**Exercise description**
Everything in the data should be repeated exactly, save for the images.

**Data lines**
_ _ _

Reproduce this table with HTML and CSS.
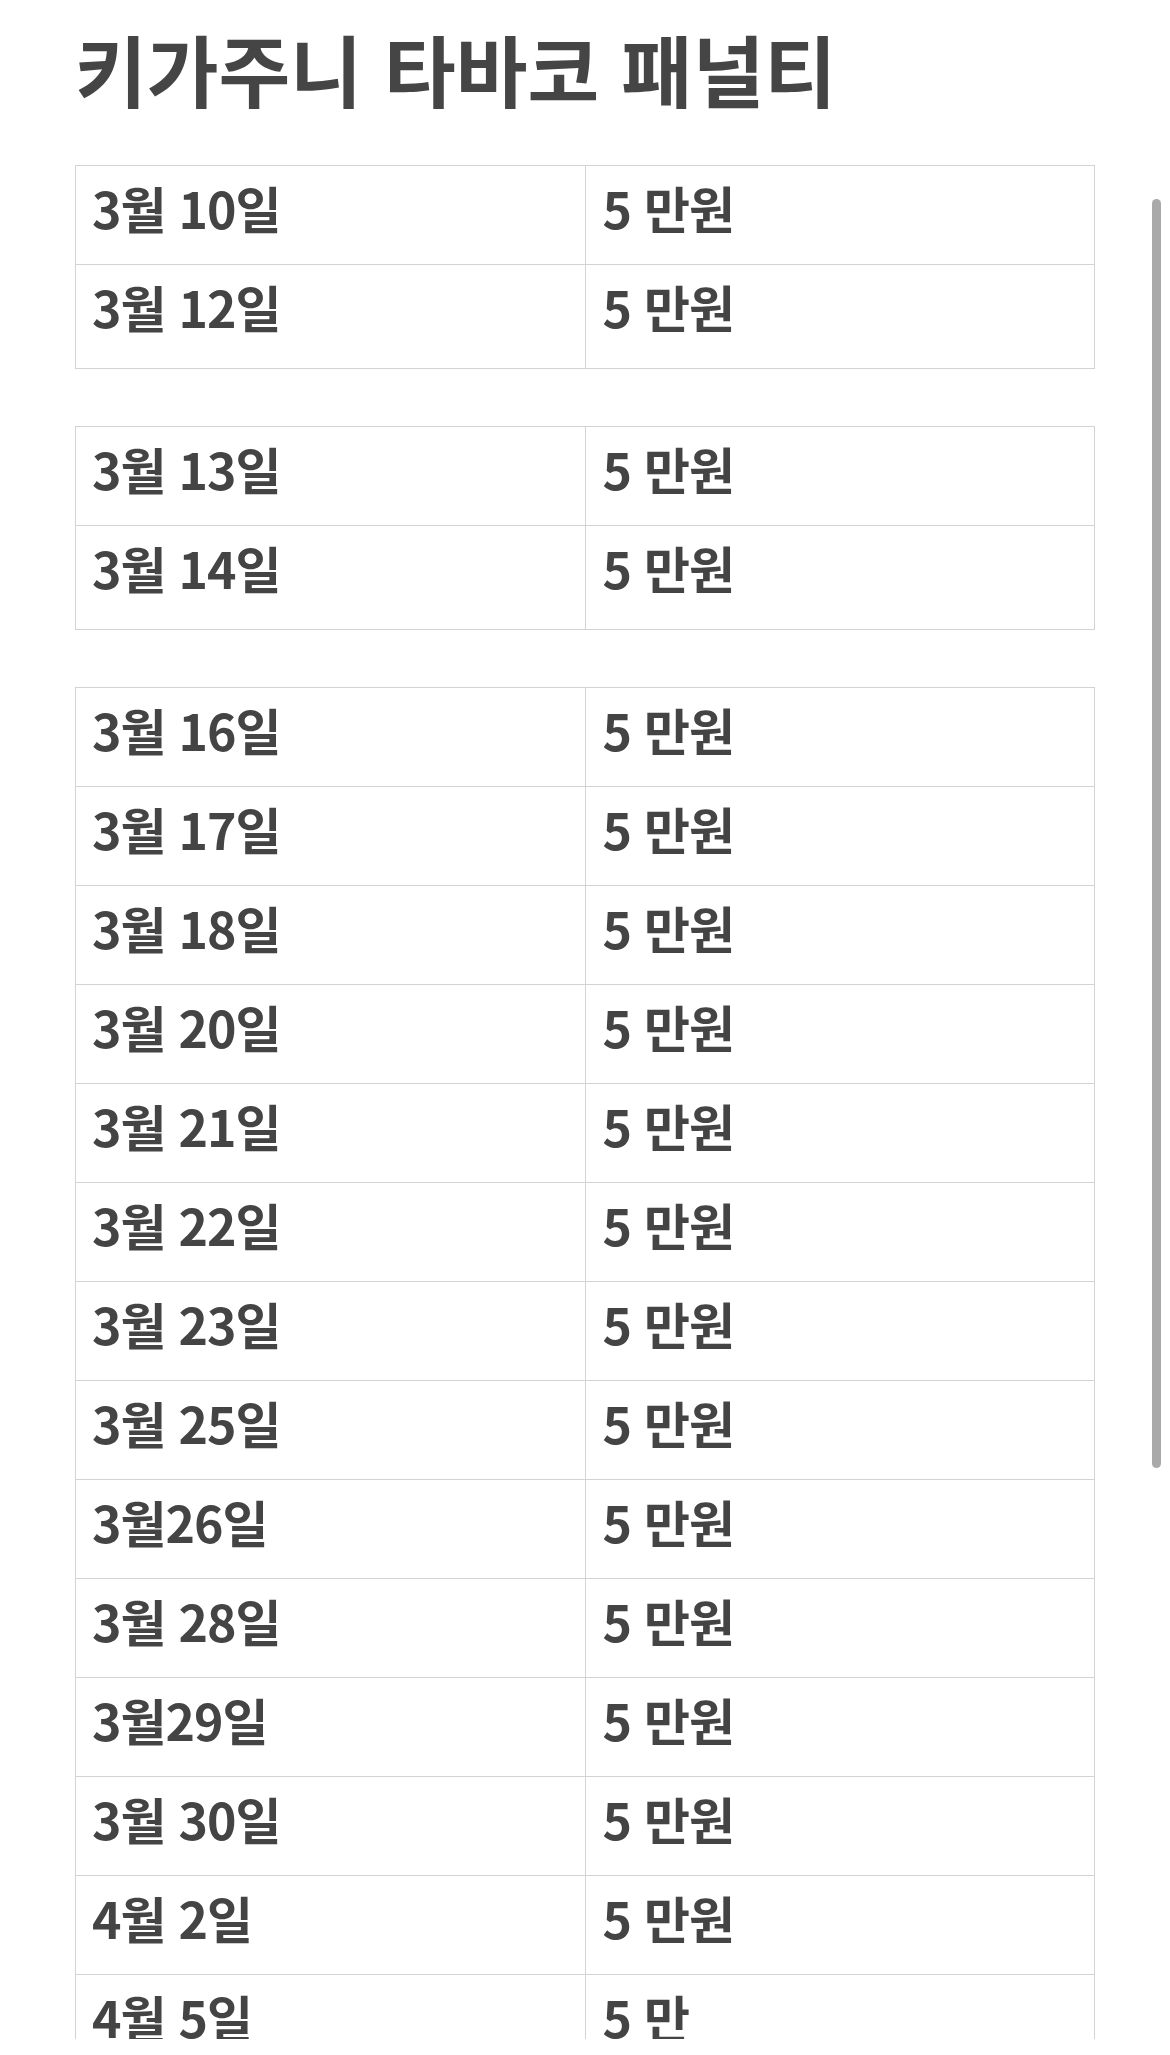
FILE: index.html
```html
<!DOCTYPE html>
<html lang="ko">
<head>
<meta charset="utf-8">
<title>키가주니 타바코 패널티</title>
<link rel="stylesheet" href="styles.css">
</head>
<body>
<div class="viewport">
  <div class="page">
    <h1 class="title">키가주니 타바코 패널티</h1>

    <table class="penalty">
      <tr><td>3월 10일</td><td>5 만원</td></tr>
      <tr><td>3월 12일</td><td>5 만원</td></tr>
    </table>

    <table class="penalty">
      <tr><td>3월 13일</td><td>5 만원</td></tr>
      <tr><td>3월 14일</td><td>5 만원</td></tr>
    </table>

    <table class="penalty">
      <tr><td>3월 16일</td><td>5 만원</td></tr>
      <tr><td>3월 17일</td><td>5 만원</td></tr>
      <tr><td>3월 18일</td><td>5 만원</td></tr>
      <tr><td>3월 20일</td><td>5 만원</td></tr>
      <tr><td>3월 21일</td><td>5 만원</td></tr>
      <tr><td>3월 22일</td><td>5 만원</td></tr>
      <tr><td>3월 23일</td><td>5 만원</td></tr>
      <tr><td>3월 25일</td><td>5 만원</td></tr>
      <tr><td>3월26일</td><td>5 만원</td></tr>
      <tr><td>3월 28일</td><td>5 만원</td></tr>
      <tr><td>3월29일</td><td>5 만원</td></tr>
      <tr><td>3월 30일</td><td>5 만원</td></tr>
      <tr><td>4월 2일</td><td>5 만원</td></tr>
      <tr><td>4월 5일</td><td>5 만</td></tr>
    </table>
  </div>
</div>
<div class="scrollbar"></div>
</body>
</html>
```

FILE: styles.css
```css
html, body {
  margin: 0;
  padding: 0;
  background: #ffffff;
}

body {
  font-family: "Noto Sans CJK KR", "Noto Sans", sans-serif;
  color: #444444;
}

.viewport {
  height: 2039px;
  overflow: hidden;
}

.page {
  padding-left: 75px;
  padding-top: 21px;
  width: 1020px;
}

.title {
  margin: 0 0 50px 0;
  font-size: 78px;
  line-height: 94px;
  font-weight: 700;
  letter-spacing: 0;
  color: #454545;
}

.penalty {
  width: 1020px;
  border-collapse: collapse;
  table-layout: fixed;
  margin-bottom: 57px;
}

.penalty td {
  border: 1px solid #d3d3d3;
  font-size: 50px;
  line-height: 75px;
  font-weight: 700;
  letter-spacing: -1px;
  padding: 4px 16px 19px 16px;
  vertical-align: top;
  color: #444444;
}

.penalty td + td {
  padding-left: 17px;
}

.penalty tr:last-child td {
  padding-bottom: 24px;
}

.scrollbar {
  position: fixed;
  left: 1152px;
  top: 199px;
  width: 9px;
  height: 1269px;
  border-radius: 5px;
  background: #a9a9a9;
}
```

_ _ _

**Solution below**
Reproduce this table with HTML and CSS.
FILE: index.html
```html
<!DOCTYPE html>
<html lang="ko">
<head>
<meta charset="utf-8">
<title>키가주니 타바코 패널티</title>
<link rel="stylesheet" href="styles.css">
</head>
<body>
<div class="viewport">
  <div class="page">
    <h1 class="title">키가주니 타바코 패널티</h1>

    <table class="penalty">
      <tr><td>3월 10일</td><td>5 만원</td></tr>
      <tr><td>3월 12일</td><td>5 만원</td></tr>
    </table>

    <table class="penalty">
      <tr><td>3월 13일</td><td>5 만원</td></tr>
      <tr><td>3월 14일</td><td>5 만원</td></tr>
    </table>

    <table class="penalty">
      <tr><td>3월 16일</td><td>5 만원</td></tr>
      <tr><td>3월 17일</td><td>5 만원</td></tr>
      <tr><td>3월 18일</td><td>5 만원</td></tr>
      <tr><td>3월 20일</td><td>5 만원</td></tr>
      <tr><td>3월 21일</td><td>5 만원</td></tr>
      <tr><td>3월 22일</td><td>5 만원</td></tr>
      <tr><td>3월 23일</td><td>5 만원</td></tr>
      <tr><td>3월 25일</td><td>5 만원</td></tr>
      <tr><td>3월26일</td><td>5 만원</td></tr>
      <tr><td>3월 28일</td><td>5 만원</td></tr>
      <tr><td>3월29일</td><td>5 만원</td></tr>
      <tr><td>3월 30일</td><td>5 만원</td></tr>
      <tr><td>4월 2일</td><td>5 만원</td></tr>
      <tr><td>4월 5일</td><td>5 만</td></tr>
    </table>
  </div>
</div>
<div class="scrollbar"></div>
</body>
</html>
```

FILE: styles.css
```css
html, body {
  margin: 0;
  padding: 0;
  background: #ffffff;
}

body {
  font-family: "Noto Sans CJK KR", "Noto Sans", sans-serif;
  color: #444444;
}

.viewport {
  height: 2039px;
  overflow: hidden;
}

.page {
  padding-left: 75px;
  padding-top: 21px;
  width: 1020px;
}

.title {
  margin: 0 0 50px 0;
  font-size: 78px;
  line-height: 94px;
  font-weight: 700;
  letter-spacing: 0;
  color: #454545;
}

.penalty {
  width: 1020px;
  border-collapse: collapse;
  table-layout: fixed;
  margin-bottom: 57px;
}

.penalty td {
  border: 1px solid #d3d3d3;
  font-size: 50px;
  line-height: 75px;
  font-weight: 700;
  letter-spacing: -1px;
  padding: 4px 16px 19px 16px;
  vertical-align: top;
  color: #444444;
}

.penalty td + td {
  padding-left: 17px;
}

.penalty tr:last-child td {
  padding-bottom: 24px;
}

.scrollbar {
  position: fixed;
  left: 1152px;
  top: 199px;
  width: 9px;
  height: 1269px;
  border-radius: 5px;
  background: #a9a9a9;
}
```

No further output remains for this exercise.